Models for the Optimization of Air Refueling Missions

This research follows A. Yamani's work on the problem of minimizing total fuel costs for airlift missions that require in-flight refueling. Yamani's major assumptions were removed and the resulting enhanced formulation was applied the the original problem and the related problem of maximizing allowable cabin load. This optimization is accomplished selecting the rendezvous point and initial fuel for each aircraft. The formulation considers a C-141B airlifter refueled once by a KC-135E tanker. Flight is assumed to be at constant altitude and follow great-circle routes. The fuel costs of climb and cruise flight are modeled as functions of gross weight, while fuel costs associated with the air refueling maneuver, descent, landing, and required reserve are modeled as constant numbers.

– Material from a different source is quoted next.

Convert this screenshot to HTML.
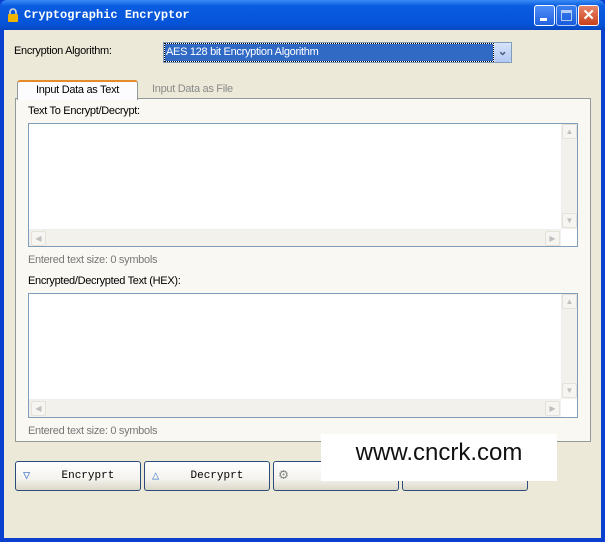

An air refueling track is represented along with the effects of a constant wind. The necessity of a refueling alternate is also included. The method of Sequential Quadratic Programming was used to obtain numerical results. Comparison of model results with a computer-generated flight plan shows that substantial fuel savings and a large increase of allowable cabin load are possible through the selection of an optimal rendezvous point and initial fuel combination. However, minimization of the mission fuel cost is only appropriate in situations where the cargo weight is a fixed quantity less than the maximum capacity of the aircraft. Otherwise, the cargo load should be maximized as this reduces the total number of missions required, and thus provides the greatest savings.